The combination of Esri and SAS technologies can create "The Fifth Dimension of GIS," which includes spatial data and application services and spatially enabled business and analytic intelligence. In the future, GIS will transcend the enterprise and spatial data and tools will be ubiquitous, embedded in business systems, and transparent to most users. Bringing the power of spatial analysis to bear to measure past performance and results (business intelligence) and predictive modeling and future impacts (analytic intelligence) will help guide decision making.

SAS and Esri technology will increasingly intersect in two discrete dimensions—business and data system interoperability and analytics and performance management.

Business and Data System Interoperability

Notwithstanding its universality of purpose and function, there has been little deep integration of GIS with the business systems used by government even though many business systems rely on the same or very similar data. Traditionally, the principal driver for data sharing, integration, and interoperability has been the cost of data acquisition and maintenance. However this is changing. Increasingly, business system integration; Web/data/application services; simplified system administration; and operations, asset, financial, and human resource management are the driving forces.
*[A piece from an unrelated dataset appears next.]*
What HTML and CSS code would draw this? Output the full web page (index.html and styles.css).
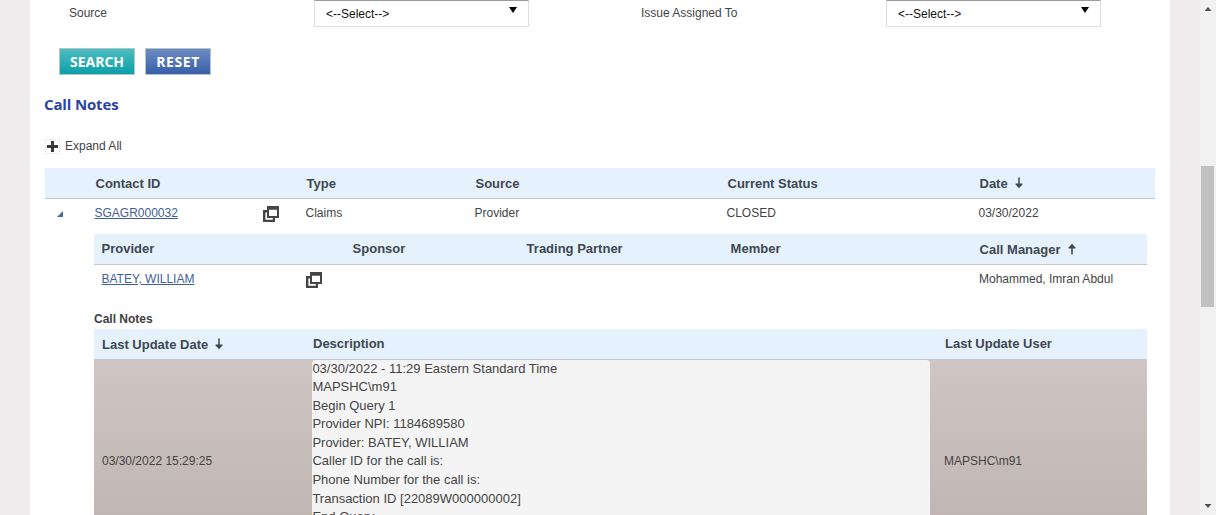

The SAS Intelligence Value Chain, an end-to-end intelligence architecture, complements and augments Esri-based GIS. A part of Value Chain, a process called extract, transform, and load (ETL), enables nonspatial data to be drawn, cleansed, and validated from almost any kind of data store from mainframes to relational databases to business systems to spreadsheets. This enhanced data is then optimized for business and analytic intelligence.

Value Chain is supported throughout by an Open Metadata Architecture that records and manages data from the source to target uses. This metadata layer also enables cleansed and enhanced data-or one version of the truth-to be pushed back into the source system. By itself, GIS can manage a wide range of locational and related nonspatial data. Together, SAS and Esri technology can be leveraged to manage, mediate, and publish spatial and nonspatial data to and from many business systems and legacy databases.

Analytics and Performance Management

Both SAS and Esri technologies offer exceptional analytical capabilities, albeit in decidedly different realms. Esri provides a wide range of spatial and other analytics out of the box. SAS is the leading provider of traditional statistical, financial, modeling, and optimization tools. Together, SAS and Esri offer an extraordinarily powerful understanding of past events, the ability to monitor current circumstances, and tremendous insight into future outcomes.

While SAS's analytics can maintain a locational aspect (e.g., statistics organized by district), it does not easily encompass a spatial or geographic dimension. Esri offers that spatial dimension so that metrics can be established and measured at a fine unit of analysis.

For example, most transportation agencies manage roadways, related assets, and business events by locations that are represented as both linear and point features. An accident happens at a single location (point) on the roadway while pavement is managed along a length of roadway (linear). Transportation planning models are often based on an area that may or may not conform to well-defined administrative boundaries. GIS brings these otherwise disparate units of analysis together.

Spatial analytics bring unique and otherwise unavailable richness to decisions. For example, population trends drive traffic pattern models, which may relate to a very specific stretch of road, perhaps as specific as the road between two intersections. Decision makers can anticipate road usage and design for future traffic conditions at the most relevant unit for the roadway.

SAS can enhance traditional GIS modeling by incorporating advanced analytics into environmental modeling and bringing financial analytics to bear on asset management decisions, reporting, and sourcing funding.